I searched several forums and one hint was to use a live system like KNOPPIX to do more verification of the problem. So I downloaded the latest ISO of KNOPPIX and I created a bootable USB stick with that ISO using UNETBOOTIN under Windows 10.
When I boot this USB-Stick, I was asked to enroll a Hash for loader.efi which I did. Then I get to the following prompt:
Code:
WARNING: no configuration file found.
boot:_
What do I have to do now? How can I make the KNOPPIX usb stick booting to KNOPPIX? What do I need to enter at the boot prompt?
I have UEFI and Secure boot enabled (due to Win10). The Boot menu offers me the Win10-SSD and my USB-Stick for booting. But then I fail. So I think the BIOS/UEFI-settings are ok, but the configuration of the boot process for KNOPPIX image doesn't work.
Most of the nvme tend to have to have uefi enabled. They are not visable to csm emulation. If the Clonezilla booted then secure boot shouldn't be an issue. There are some cases where the bios can sort of lock the drive if Windows is there.
A nvme would not usually be a dev/sdx I'd think, it would be /dev/nme or something like that wouldn't it?
I'm not sure that all distro work equally well with any one usb creator.
UEFI can be vexing. Not NVME-related, just yesterday I found a UEFI PC (Asrock) that won't boot my everyday Knoppix stick to memtest, only Knoppix, and then only automatically, not accepting any options from the keyboard.

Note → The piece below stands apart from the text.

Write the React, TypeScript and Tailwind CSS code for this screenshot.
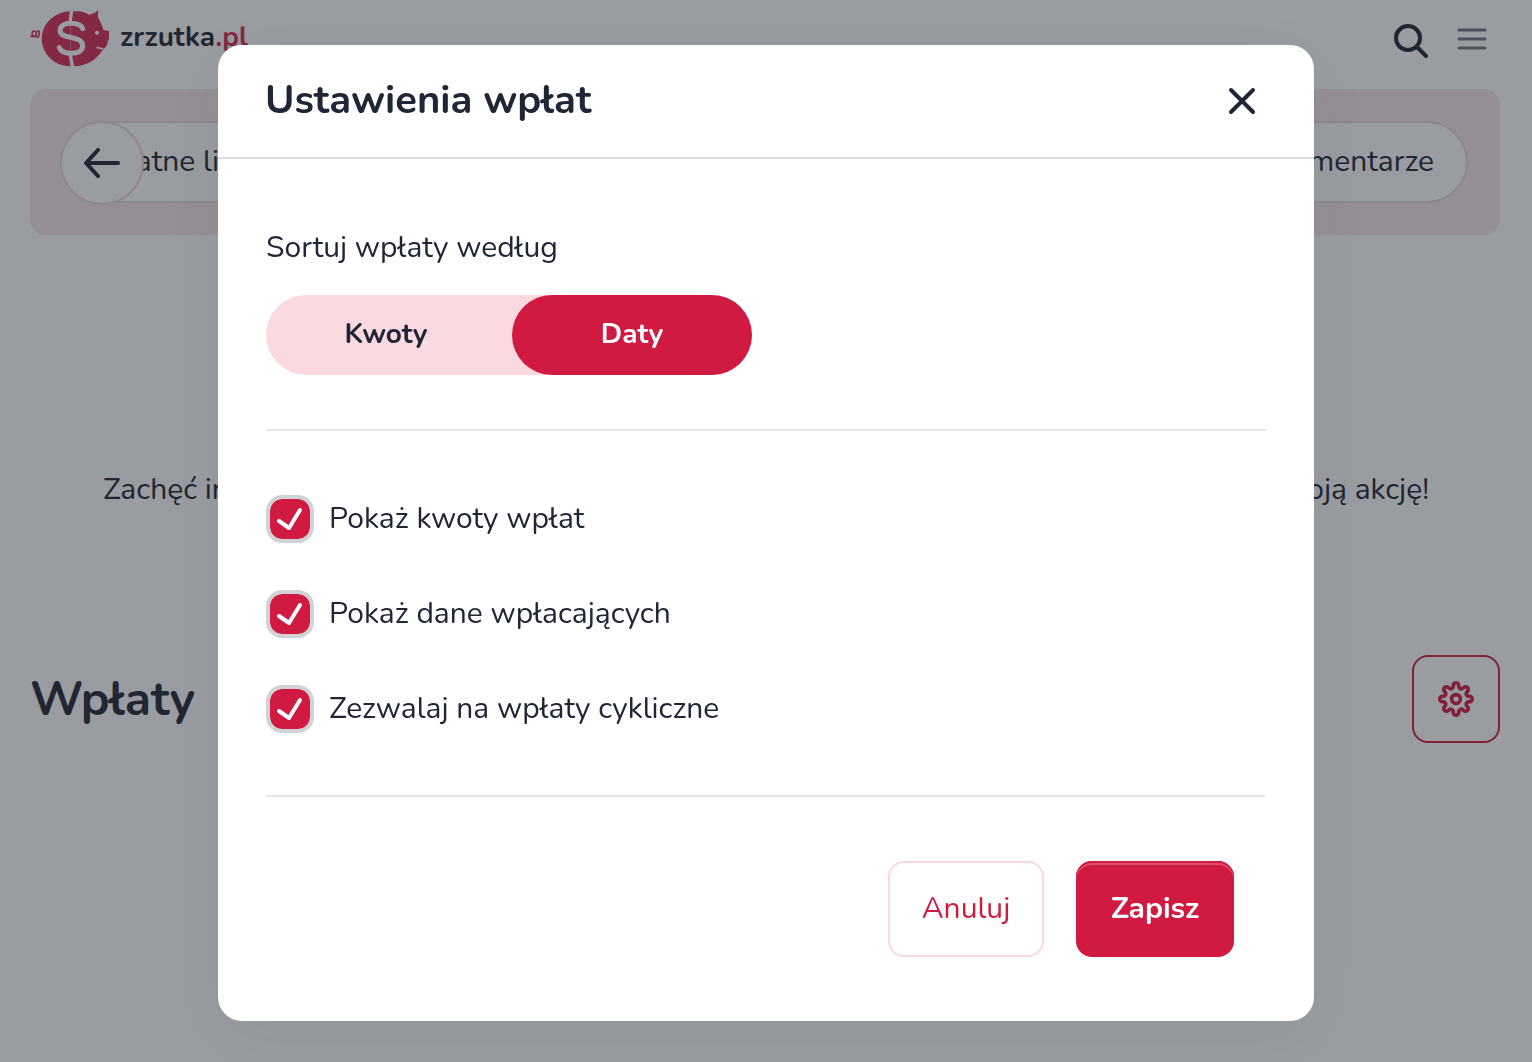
import React, { useState } from 'react';

type SortKey = 'amount' | 'date';

interface OptionProps {
  id: string;
  label: string;
  checked: boolean;
  onChange: (checked: boolean) => void;
}

// eight rounded teeth around the centre of a 36px box
const gearPath = (() => {
  const point = (radius: number, side: number, angle: number) => {
    const x = 18 + radius * Math.cos(angle) - side * Math.sin(angle);
    const y = 18 + radius * Math.sin(angle) + side * Math.cos(angle);
    return `${x.toFixed(2)} ${y.toFixed(2)}`;
  };
  const parts: string[] = [];
  for (let i = 0; i < 8; i++) {
    const angle = (i * Math.PI) / 4;
    parts.push(
      i === 0
        ? `M${point(12.6, -2.7, angle)}`
        : `A2.6 2.6 0 0 0 ${point(12.6, -2.7, angle)}`,
      `L${point(13.5, -2.7, angle)}`,
      `A2.7 2.7 0 0 1 ${point(13.5, 2.7, angle)}`,
      `L${point(12.6, 2.7, angle)}`,
    );
  }
  parts.push(`A2.6 2.6 0 0 0 ${point(12.6, -2.7, 0)}Z`);
  return parts.join('');
})();

const PigLogo = () => (
  <svg width="80" height="57" viewBox="30 30 240 171" fill="none" aria-hidden="true">
    <path
      d="M151 34A86 82.5 0 0 0 151 199ZM150 34H176C189 35 199 39 207 44C218 42 227 37 235 31C233 42 232 51 239 62C245 71 248 80 250 90L267 93V118C264 122 262 127 262 133C258 140 254 145 248 150C230 179 202 198 160 199H150Z"
      fill="#d72c55"
    />
    <path
      d="M155 30L150 68M150 160L158 203"
      stroke="white"
      strokeWidth="10"
    />
    <path
      d="M188 86C184 75 169 70 153 70C132 70 120 78 120 92C120 120 188 104 188 137C188 152 174 160 154 160C137 160 123 155 118 143"
      stroke="white"
      strokeWidth="15"
      strokeLinecap="round"
    />
    <circle cx="231" cy="98" r="6" fill="white" />
    <path d="M230 142L250 147" stroke="white" strokeWidth="5" />
    <path
      d="M31 109H44C51 108 50 94 42 93C35 93 35 105 40 109M50 93H57V106C57 111 52 113 49 110"
      stroke="#d72c55"
      strokeWidth="5"
    />
  </svg>
);

const SearchIcon = () => (
  <svg width="36" height="36" viewBox="0 0 36 36" fill="none" stroke="currentColor" strokeWidth="4" strokeLinecap="round" aria-hidden="true">
    <circle cx="15" cy="15" r="12" />
    <path d="M24 24L33 33" />
  </svg>
);

const MenuIcon = () => (
  <svg width="30" height="24" viewBox="0 0 30 24" stroke="currentColor" strokeWidth="3" strokeLinecap="round" aria-hidden="true">
    <path d="M2 3H28M2 12H28M2 21H28" />
  </svg>
);

const Option = ({ id, label, checked, onChange }: OptionProps) => (
  <div className="flex items-center gap-[15px]">
    <span className="relative flex size-12">
      <input
        id={id}
        type="checkbox"
        checked={checked}
        onChange={(e) => onChange(e.target.checked)}
        className="peer size-12 appearance-none rounded-2xl border-4 border-[#d1d2d5] bg-white bg-clip-padding checked:bg-[#d11a41]"
      />
      <svg
        viewBox="0 0 48 48"
        fill="none"
        className="pointer-events-none absolute inset-0 hidden size-12 peer-checked:block"
        aria-hidden="true"
      >
        <path
          d="M13 26L23 33L34 15"
          stroke="white"
          strokeWidth="4"
          strokeLinecap="round"
          strokeLinejoin="round"
        />
      </svg>
    </span>
    <label htmlFor={id} className="text-[30px] leading-10">
      {label}
    </label>
  </div>
);

const Background = () => (
  <div className="min-h-screen bg-white">
    <header className="flex h-[89px] items-center justify-between px-[30px] pb-3">
      <a href="#" className="flex items-center gap-[10px]">
        <PigLogo />
        <span className="pb-1 text-[28px] leading-9 font-bold">
          zrzutka<span className="text-[#d72c55]">.pl</span>
        </span>
      </a>
      <div className="flex items-center gap-7 pr-[15px]">
        <button type="button" aria-label="Szukaj" className="pt-1">
          <SearchIcon />
        </button>
        <button type="button" aria-label="Menu" className="text-[#77737f]">
          <MenuIcon />
        </button>
      </div>
    </header>

    <nav className="mr-8 ml-[30px] rounded-2xl bg-[#f8e6ea] p-8">
      <div className="relative flex h-[82px] items-center justify-between rounded-full border-2 border-[#e9d7dc] bg-white pr-8 pl-11 text-[30px] leading-10">
        <a href="#">Płatne linki</a>
        <a href="#">Komentarze</a>
        <button
          type="button"
          aria-label="Wstecz"
          className="absolute -top-[2px] -left-1 flex size-[84px] items-center justify-center rounded-full border-2 border-[#e9d7dc] bg-white"
        >
          <svg width="38" height="30" viewBox="0 0 38 30" fill="none" stroke="currentColor" strokeWidth="4" strokeLinecap="round" strokeLinejoin="round" aria-hidden="true">
            <path d="M35 15H3M15 2L3 15L15 28" />
          </svg>
        </button>
      </div>
    </nav>

    <div className="flex justify-between px-[103px] pt-[235px] text-[30px] leading-10">
      <p>Zachęć innych</p>
      <p>Promuj swoją akcję!</p>
    </div>

    <section className="flex items-center justify-between pt-[145px] pr-8 pl-[30px]">
      <h1 className="text-[48px] leading-14 font-bold">Wpłaty</h1>
      <button
        type="button"
        aria-label="Ustawienia"
        className="flex size-[88px] items-center justify-center rounded-2xl border-2 border-[#d11a41] text-[#d11a41]"
      >
        <svg width="36" height="36" viewBox="0 0 36 36" fill="none" stroke="currentColor" strokeWidth="3.6" strokeLinejoin="round" aria-hidden="true">
          <path d={gearPath} />
          <circle cx="18" cy="18" r="4.4" />
        </svg>
      </button>
    </section>
  </div>
);

export default function App() {
  const [sort, setSort] = useState<SortKey>('date');
  const [showAmounts, setShowAmounts] = useState(true);
  const [showDonors, setShowDonors] = useState(true);
  const [allowRecurring, setAllowRecurring] = useState(true);

  return (
    <div className="font-[Nunito,Lato,'Noto_Sans',sans-serif] text-[#202635]">
      <Background />

      <div className="fixed inset-0 flex items-start justify-center overflow-auto bg-[#21282f]/46 px-4 pt-[45px]">
        <div
          role="dialog"
          aria-labelledby="settings-title"
          className="w-full max-w-[1096px] rounded-3xl bg-white shadow-[0_16px_64px_rgba(32,38,53,0.06)]"
        >
          <div className="flex h-[114px] items-center justify-between border-b-2 border-[#dcdddf] pr-[58px] pl-[47px]">
            <h2 id="settings-title" className="pb-[2px] text-[40px] leading-12 font-bold">
              Ustawienia wpłat
            </h2>
            <button type="button" aria-label="Zamknij">
              <svg width="28" height="28" viewBox="0 0 28 28" stroke="currentColor" strokeWidth="4" strokeLinecap="round" aria-hidden="true">
                <path d="M3 3L25 25M25 3L3 25" />
              </svg>
            </button>
          </div>

          <form className="px-12 pb-16" onSubmit={(e) => e.preventDefault()}>
            <div role="radiogroup" aria-labelledby="sort-label" className="pt-[69px] pb-[54px]">
              <p id="sort-label" className="text-[30px] leading-10">
                Sortuj wpłaty według
              </p>
              <div className="mt-[27px] flex h-20 max-w-[486px] justify-between rounded-full bg-[#fad9e0] text-[28px] leading-9 font-bold">
                <label className="relative flex w-60 items-center justify-center rounded-full pb-[2px] has-checked:bg-[#d11a41] has-checked:text-white">
                  <input
                    type="radio"
                    name="sort"
                    className="absolute inset-0 appearance-none rounded-full"
                    checked={sort === 'amount'}
                    onChange={() => setSort('amount')}
                  />
                  Kwoty
                </label>
                <label className="relative flex w-60 items-center justify-center rounded-full pb-[2px] has-checked:bg-[#d11a41] has-checked:text-white">
                  <input
                    type="radio"
                    name="sort"
                    className="absolute inset-0 appearance-none rounded-full"
                    checked={sort === 'date'}
                    onChange={() => setSort('date')}
                  />
                  Daty
                </label>
              </div>
            </div>

            <div className="flex flex-col gap-[47px] border-y-2 border-[#e7e7e8] pt-16 pb-[62px]">
              <Option
                id="show-amounts"
                label="Pokaż kwoty wpłat"
                checked={showAmounts}
                onChange={setShowAmounts}
              />
              <Option
                id="show-donors"
                label="Pokaż dane wpłacających"
                checked={showDonors}
                onChange={setShowDonors}
              />
              <Option
                id="allow-recurring"
                label="Zezwalaj na wpłaty cykliczne"
                checked={allowRecurring}
                onChange={setAllowRecurring}
              />
            </div>

            <div className="flex justify-end gap-8 pt-16 pr-8 text-[30px] leading-10">
              <button
                type="button"
                className="h-24 w-[156px] rounded-2xl border-2 border-[#fad9e0] text-[#d11a41]"
              >
                Anuluj
              </button>
              <button
                type="submit"
                className="h-24 w-[158px] rounded-2xl bg-[#d11a41] font-bold text-white shadow-[inset_0_2px_0_#d11a41,inset_0_4px_0_#dd4d6c]"
              >
                Zapisz
              </button>
            </div>
          </form>
        </div>
      </div>
    </div>
  );
}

If you're not averse to using non-free software, and can't find a way to run Clonezilla, you could try the software I've been using exclusively for partitioning and cloning for two decades. DFSee includes binaries that use the same interface for DOS, Linux, MacOS, OS/2 & Windows, and (tries by default) logs everything done with it. I use edited/annotated logs to catalog hundreds of partitions across tens of PCs, besides for partitioning, cloning, sector editing and more. It's also part of my backup processes.
Another way to deal with such an issue is employing an old HD temporarily plugged into an SATA port to boot from and run Clonezilla or any other software you want to copy anything with, without any of its content possibly in a dirty, open or live state. This is how I have for years done BIOS upgrades that can only be done from a DOS boot.
It says HDD0: NONE ????? That is really strange, because the HDD0 is there with Windows 10
What do I need to input when the boot-prompt is shown?
That's not a prompt. It apparently found nothing to boot from, so dumped you into UEFI BIOS setup. If you right arrow over to the Boot tab you'll likely see among boot device possibilities nothing listed because of a mismatch between configuration of the Kingston and the CSM setting.
Find CSM and Secure Boot there somewhere and report here those two settings, and/or try booting after changing them and/or any listed bootable devices, and saving the change(s).
There may be three or four good programs to make a usb. Etcher, rufus, linux live creator and unetbootin. Might look at pendriveliux.com for any that may help.